Repeat every record exactly, but keep images out of the copy.

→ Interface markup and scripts
--- start ---
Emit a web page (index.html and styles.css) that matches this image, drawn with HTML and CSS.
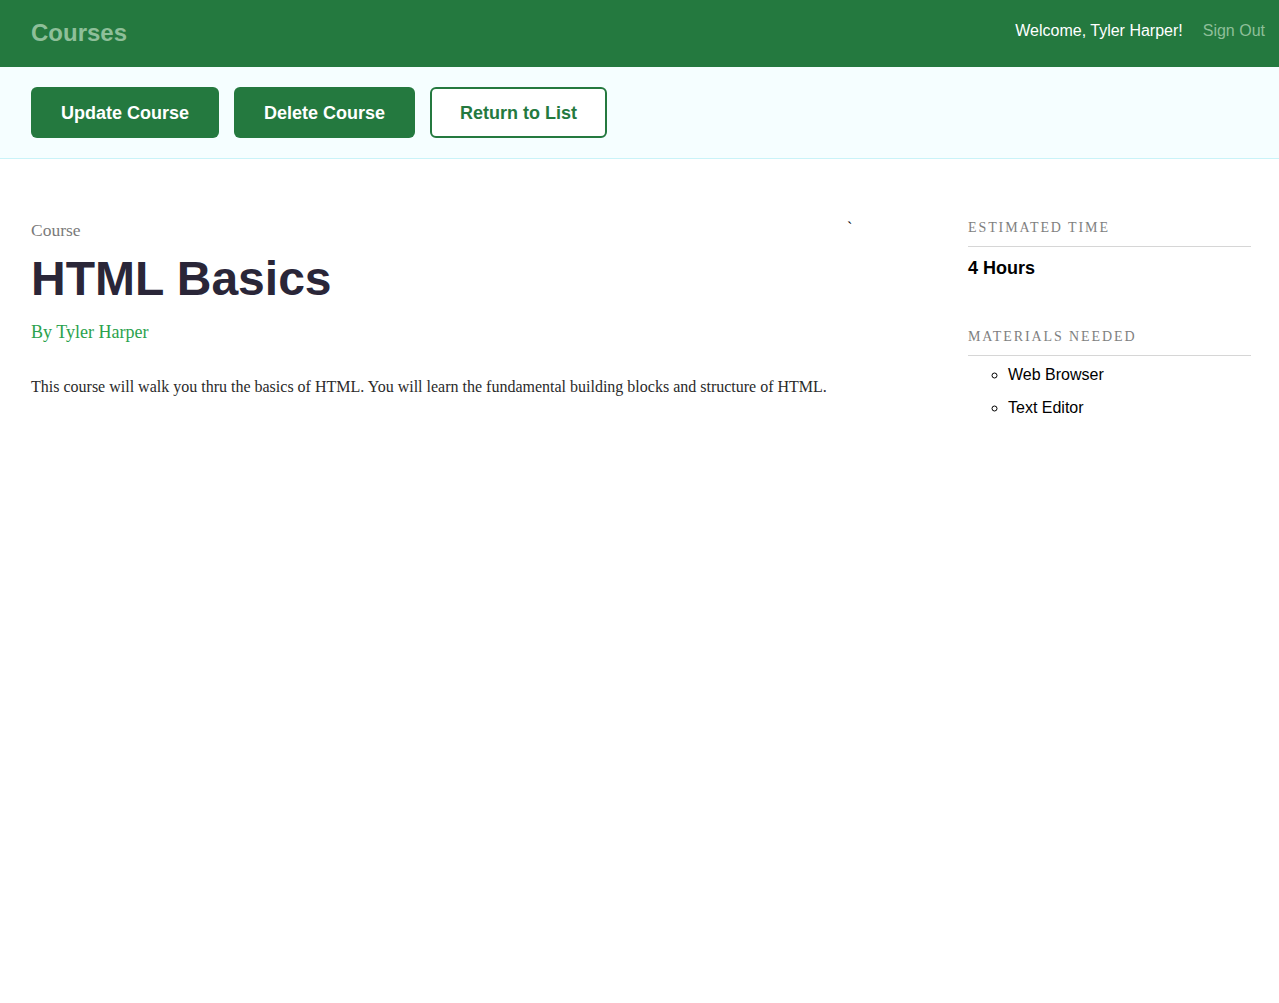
FILE: index.html
```html
<!DOCTYPE html>
<html lang="en">
<head>
<meta charset="utf-8">
<title>Courses</title>
<link rel="stylesheet" href="styles.css">
</head>
<body>
<header class="header">
  <h1 class="logo">Courses</h1>
  <nav class="user-nav">
    <span class="welcome">Welcome, Tyler Harper!</span>
    <a class="signout" href="#">Sign Out</a>
  </nav>
</header>
<div class="actions">
  <a class="btn btn-primary" href="#">Update Course</a>
  <a class="btn btn-primary" href="#">Delete Course</a>
  <a class="btn btn-secondary" href="#">Return to List</a>
</div>
<main class="detail">
  <section class="main-col">
    <span class="tick">`</span>
    <h4 class="course-label">Course</h4>
    <h3 class="course-title">HTML Basics</h3>
    <p class="author">By Tyler Harper</p>
    <p class="desc">This course will walk you thru the basics of HTML. You will learn the fundamental building blocks and structure of HTML.</p>
  </section>
  <aside class="side-col">
    <div class="stat">
      <h4 class="stat-label">Estimated Time</h4>
      <h3 class="stat-value">4 Hours</h3>
    </div>
    <div class="stat">
      <h4 class="stat-label">Materials Needed</h4>
      <ul class="materials">
        <li>Web Browser</li>
        <li>Text Editor</li>
      </ul>
    </div>
  </aside>
</main>
</body>
</html>
```
FILE: styles.css
```css
* { box-sizing: border-box; }
body {
  margin: 0;
  font-family: "Liberation Sans", Arial, sans-serif;
  background: #fff;
}
.header {
  height: 67px;
  background: #24793f;
  display: flex;
  align-items: center;
  justify-content: space-between;
  padding: 0 14px 0 31px;
}
.logo {
  margin: -2px 0 0;
  font-size: 24px;
  font-weight: bold;
  color: #8ebf99;
}
.user-nav {
  display: flex;
  align-items: center;
  gap: 20px;
  font-size: 16px;
  margin-top: -6px;
}
.welcome { color: #fff; }
.signout { color: #8ebf99; text-decoration: none; }
.actions {
  background: #f5feff;
  border-bottom: 1px solid #c9f3f8;
  padding: 20px 31px 20px;
  display: flex;
  gap: 15px;
}
.btn {
  display: inline-block;
  font-size: 18px;
  font-weight: bold;
  line-height: 21px;
  padding: 16px 30px 14px;
  border-radius: 6px;
  text-decoration: none;
}
.btn-primary { background: #24793f; color: #fff; }
.btn-secondary {
  background: #fff;
  color: #24793f;
  border: 2px solid #24793f;
  padding: 14px 28px 12px;
}
.detail {
  display: grid;
  grid-template-columns: 1fr 283px;
  column-gap: 60px;
  padding: 61px 28px 0 31px;
}
.main-col { position: relative; }
.tick {
  position: absolute;
  left: 816px;
  top: -1px;
  font-family: "Liberation Serif", serif;
  font-size: 16px;
}
.course-label {
  margin: 0;
  font-family: "Liberation Serif", "Times New Roman", serif;
  font-weight: normal;
  font-size: 17.5px;
  color: #7a7a7a;
}
.course-title {
  margin: 12px 0 0;
  font-size: 48px;
  font-weight: bold;
  color: #2a2638;
  line-height: 1.1;
}
.author {
  margin: 16px 0 0;
  font-family: "Liberation Serif", "Times New Roman", serif;
  font-size: 18px;
  color: #2ba24d;
}
.desc {
  margin: 35px 0 0;
  font-family: "Liberation Serif", "Times New Roman", serif;
  font-size: 16px;
  color: #2a2a2a;
}
.side-col { margin-top: 0; }
.stat { margin-bottom: 50px; }
.stat-label {
  margin: 0;
  padding-bottom: 10px;
  border-bottom: 1px solid #d6d6d6;
  font-family: "Liberation Serif", "Times New Roman", serif;
  font-weight: normal;
  font-size: 14px;
  letter-spacing: 1.9px;
  text-transform: uppercase;
  color: #7f7f7f;
}
.stat-value {
  margin: 11px 0 0;
  font-size: 18px;
  font-weight: bold;
  color: #000;
}
.materials {
  margin: 10px 0 0;
  padding-left: 40px;
  list-style: circle;
  font-size: 16px;
  color: #000;
}
.materials li { line-height: 18px; margin-bottom: 15px; }
```
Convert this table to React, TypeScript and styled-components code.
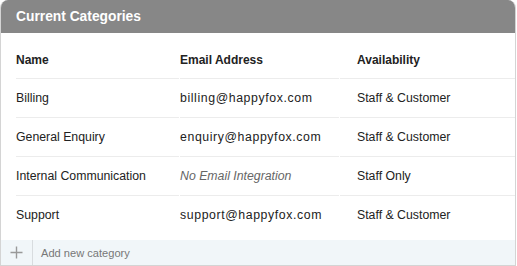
import styled, { createGlobalStyle } from "styled-components";

const Global = createGlobalStyle`
  html, body {
    margin: 0;
    padding: 0;
    background: #ffffff;
  }
  body {
    font-family: "Liberation Sans", Arial, Helvetica, sans-serif;
    color: #222;
  }
`;

const Panel = styled.div`
  width: 516px;
  height: 266px;
  box-sizing: border-box;
  border: 1px solid #d4d4d4;
  border-top: none;
  border-radius: 8px 8px 0 0;
  overflow: hidden;
  display: flex;
  flex-direction: column;
  background: #fff;
`;

const Header = styled.div`
  height: 33px;
  background: #878787;
  color: #fff;
  font-weight: bold;
  font-size: 13.8px;
  display: flex;
  align-items: center;
  padding-left: 16px;
  margin: 0 -1px;
  flex-shrink: 0;
`;

const Table = styled.div`
  display: grid;
  grid-template-columns: 163px 159px 176px;
  column-gap: 1px;
  margin-left: 15px;
  padding-bottom: 5px;
`;

const Cell = styled.div<{ $head?: boolean; $last?: boolean; $pad?: number }>`
  height: ${(p) => (p.$head ? 46 : 39)}px;
  box-sizing: border-box;
  display: flex;
  align-items: center;
  padding-left: ${(p) => p.$pad ?? 0}px;
  padding-top: ${(p) => (p.$head ? 8 : 0)}px;
  border-bottom: 1px solid ${(p) => (p.$last ? "transparent" : "#ececec")};
  font-size: ${(p) => (p.$head ? 12 : 12.3)}px;
  font-weight: ${(p) => (p.$head ? "bold" : "normal")};
  color: #222;
  white-space: nowrap;
`;

const Email = styled.span<{ $none?: boolean }>`
  font-style: ${(p) => (p.$none ? "italic" : "normal")};
  color: ${(p) => (p.$none ? "#666" : "#222")};
  letter-spacing: ${(p) => (p.$none ? "0" : "0.6px")};
  font-size: 12.3px;
`;

const Footer = styled.div`
  margin-top: auto;
  height: 25px;
  background: #f1f6f9;
  display: flex;
  align-items: stretch;
`;

const AddButton = styled.div`
  width: 31px;
  display: flex;
  align-items: center;
  justify-content: center;
  border-right: 1px solid #d8dcdf;
`;

const AddLabel = styled.div`
  display: flex;
  align-items: center;
  padding-left: 8px;
  font-size: 11.1px;
  color: #777;
`;

const rows = [
  { name: "Billing", email: "billing@happyfox.com", avail: "Staff & Customer" },
  { name: "General Enquiry", email: "enquiry@happyfox.com", avail: "Staff & Customer" },
  { name: "Internal Communication", email: "", avail: "Staff Only" },
  { name: "Support", email: "support@happyfox.com", avail: "Staff & Customer" },
];

export default function App() {
  return (
    <>
      <Global />
      <Panel>
        <Header>Current Categories</Header>
        <Table>
          <Cell $head>Name</Cell>
          <Cell $head>Email Address</Cell>
          <Cell $head $pad={17}>Availability</Cell>
          {rows.map((r, i) => {
            const last = i === rows.length - 1;
            return [
              <Cell key={`n${i}`} $last={last}>{r.name}</Cell>,
              <Cell key={`e${i}`} $last={last}>
                {r.email ? <Email>{r.email}</Email> : <Email $none>No Email Integration</Email>}
              </Cell>,
              <Cell key={`a${i}`} $last={last} $pad={17}>{r.avail}</Cell>,
            ];
          })}
        </Table>
        <Footer>
          <AddButton>
            <svg width="13" height="13" viewBox="0 0 13 13">
              <path d="M6.5 0.5v12M0.5 6.5h12" stroke="#999" strokeWidth="1.4" fill="none" />
            </svg>
          </AddButton>
          <AddLabel>Add new category</AddLabel>
        </Footer>
      </Panel>
    </>
  );
}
--- end ---
→ The response
Emit a web page (index.html and styles.css) that matches this image, drawn with HTML and CSS.
FILE: index.html
```html
<!DOCTYPE html>
<html lang="en">
<head>
<meta charset="utf-8">
<title>Courses</title>
<link rel="stylesheet" href="styles.css">
</head>
<body>
<header class="header">
  <h1 class="logo">Courses</h1>
  <nav class="user-nav">
    <span class="welcome">Welcome, Tyler Harper!</span>
    <a class="signout" href="#">Sign Out</a>
  </nav>
</header>
<div class="actions">
  <a class="btn btn-primary" href="#">Update Course</a>
  <a class="btn btn-primary" href="#">Delete Course</a>
  <a class="btn btn-secondary" href="#">Return to List</a>
</div>
<main class="detail">
  <section class="main-col">
    <span class="tick">`</span>
    <h4 class="course-label">Course</h4>
    <h3 class="course-title">HTML Basics</h3>
    <p class="author">By Tyler Harper</p>
    <p class="desc">This course will walk you thru the basics of HTML. You will learn the fundamental building blocks and structure of HTML.</p>
  </section>
  <aside class="side-col">
    <div class="stat">
      <h4 class="stat-label">Estimated Time</h4>
      <h3 class="stat-value">4 Hours</h3>
    </div>
    <div class="stat">
      <h4 class="stat-label">Materials Needed</h4>
      <ul class="materials">
        <li>Web Browser</li>
        <li>Text Editor</li>
      </ul>
    </div>
  </aside>
</main>
</body>
</html>
```
FILE: styles.css
```css
* { box-sizing: border-box; }
body {
  margin: 0;
  font-family: "Liberation Sans", Arial, sans-serif;
  background: #fff;
}
.header {
  height: 67px;
  background: #24793f;
  display: flex;
  align-items: center;
  justify-content: space-between;
  padding: 0 14px 0 31px;
}
.logo {
  margin: -2px 0 0;
  font-size: 24px;
  font-weight: bold;
  color: #8ebf99;
}
.user-nav {
  display: flex;
  align-items: center;
  gap: 20px;
  font-size: 16px;
  margin-top: -6px;
}
.welcome { color: #fff; }
.signout { color: #8ebf99; text-decoration: none; }
.actions {
  background: #f5feff;
  border-bottom: 1px solid #c9f3f8;
  padding: 20px 31px 20px;
  display: flex;
  gap: 15px;
}
.btn {
  display: inline-block;
  font-size: 18px;
  font-weight: bold;
  line-height: 21px;
  padding: 16px 30px 14px;
  border-radius: 6px;
  text-decoration: none;
}
.btn-primary { background: #24793f; color: #fff; }
.btn-secondary {
  background: #fff;
  color: #24793f;
  border: 2px solid #24793f;
  padding: 14px 28px 12px;
}
.detail {
  display: grid;
  grid-template-columns: 1fr 283px;
  column-gap: 60px;
  padding: 61px 28px 0 31px;
}
.main-col { position: relative; }
.tick {
  position: absolute;
  left: 816px;
  top: -1px;
  font-family: "Liberation Serif", serif;
  font-size: 16px;
}
.course-label {
  margin: 0;
  font-family: "Liberation Serif", "Times New Roman", serif;
  font-weight: normal;
  font-size: 17.5px;
  color: #7a7a7a;
}
.course-title {
  margin: 12px 0 0;
  font-size: 48px;
  font-weight: bold;
  color: #2a2638;
  line-height: 1.1;
}
.author {
  margin: 16px 0 0;
  font-family: "Liberation Serif", "Times New Roman", serif;
  font-size: 18px;
  color: #2ba24d;
}
.desc {
  margin: 35px 0 0;
  font-family: "Liberation Serif", "Times New Roman", serif;
  font-size: 16px;
  color: #2a2a2a;
}
.side-col { margin-top: 0; }
.stat { margin-bottom: 50px; }
.stat-label {
  margin: 0;
  padding-bottom: 10px;
  border-bottom: 1px solid #d6d6d6;
  font-family: "Liberation Serif", "Times New Roman", serif;
  font-weight: normal;
  font-size: 14px;
  letter-spacing: 1.9px;
  text-transform: uppercase;
  color: #7f7f7f;
}
.stat-value {
  margin: 11px 0 0;
  font-size: 18px;
  font-weight: bold;
  color: #000;
}
.materials {
  margin: 10px 0 0;
  padding-left: 40px;
  list-style: circle;
  font-size: 16px;
  color: #000;
}
.materials li { line-height: 18px; margin-bottom: 15px; }
```
Convert this table to React, TypeScript and styled-components code.
import styled, { createGlobalStyle } from "styled-components";

const Global = createGlobalStyle`
  html, body {
    margin: 0;
    padding: 0;
    background: #ffffff;
  }
  body {
    font-family: "Liberation Sans", Arial, Helvetica, sans-serif;
    color: #222;
  }
`;

const Panel = styled.div`
  width: 516px;
  height: 266px;
  box-sizing: border-box;
  border: 1px solid #d4d4d4;
  border-top: none;
  border-radius: 8px 8px 0 0;
  overflow: hidden;
  display: flex;
  flex-direction: column;
  background: #fff;
`;

const Header = styled.div`
  height: 33px;
  background: #878787;
  color: #fff;
  font-weight: bold;
  font-size: 13.8px;
  display: flex;
  align-items: center;
  padding-left: 16px;
  margin: 0 -1px;
  flex-shrink: 0;
`;

const Table = styled.div`
  display: grid;
  grid-template-columns: 163px 159px 176px;
  column-gap: 1px;
  margin-left: 15px;
  padding-bottom: 5px;
`;

const Cell = styled.div<{ $head?: boolean; $last?: boolean; $pad?: number }>`
  height: ${(p) => (p.$head ? 46 : 39)}px;
  box-sizing: border-box;
  display: flex;
  align-items: center;
  padding-left: ${(p) => p.$pad ?? 0}px;
  padding-top: ${(p) => (p.$head ? 8 : 0)}px;
  border-bottom: 1px solid ${(p) => (p.$last ? "transparent" : "#ececec")};
  font-size: ${(p) => (p.$head ? 12 : 12.3)}px;
  font-weight: ${(p) => (p.$head ? "bold" : "normal")};
  color: #222;
  white-space: nowrap;
`;

const Email = styled.span<{ $none?: boolean }>`
  font-style: ${(p) => (p.$none ? "italic" : "normal")};
  color: ${(p) => (p.$none ? "#666" : "#222")};
  letter-spacing: ${(p) => (p.$none ? "0" : "0.6px")};
  font-size: 12.3px;
`;

const Footer = styled.div`
  margin-top: auto;
  height: 25px;
  background: #f1f6f9;
  display: flex;
  align-items: stretch;
`;

const AddButton = styled.div`
  width: 31px;
  display: flex;
  align-items: center;
  justify-content: center;
  border-right: 1px solid #d8dcdf;
`;

const AddLabel = styled.div`
  display: flex;
  align-items: center;
  padding-left: 8px;
  font-size: 11.1px;
  color: #777;
`;

const rows = [
  { name: "Billing", email: "billing@happyfox.com", avail: "Staff & Customer" },
  { name: "General Enquiry", email: "enquiry@happyfox.com", avail: "Staff & Customer" },
  { name: "Internal Communication", email: "", avail: "Staff Only" },
  { name: "Support", email: "support@happyfox.com", avail: "Staff & Customer" },
];

export default function App() {
  return (
    <>
      <Global />
      <Panel>
        <Header>Current Categories</Header>
        <Table>
          <Cell $head>Name</Cell>
          <Cell $head>Email Address</Cell>
          <Cell $head $pad={17}>Availability</Cell>
          {rows.map((r, i) => {
            const last = i === rows.length - 1;
            return [
              <Cell key={`n${i}`} $last={last}>{r.name}</Cell>,
              <Cell key={`e${i}`} $last={last}>
                {r.email ? <Email>{r.email}</Email> : <Email $none>No Email Integration</Email>}
              </Cell>,
              <Cell key={`a${i}`} $last={last} $pad={17}>{r.avail}</Cell>,
            ];
          })}
        </Table>
        <Footer>
          <AddButton>
            <svg width="13" height="13" viewBox="0 0 13 13">
              <path d="M6.5 0.5v12M0.5 6.5h12" stroke="#999" strokeWidth="1.4" fill="none" />
            </svg>
          </AddButton>
          <AddLabel>Add new category</AddLabel>
        </Footer>
      </Panel>
    </>
  );
}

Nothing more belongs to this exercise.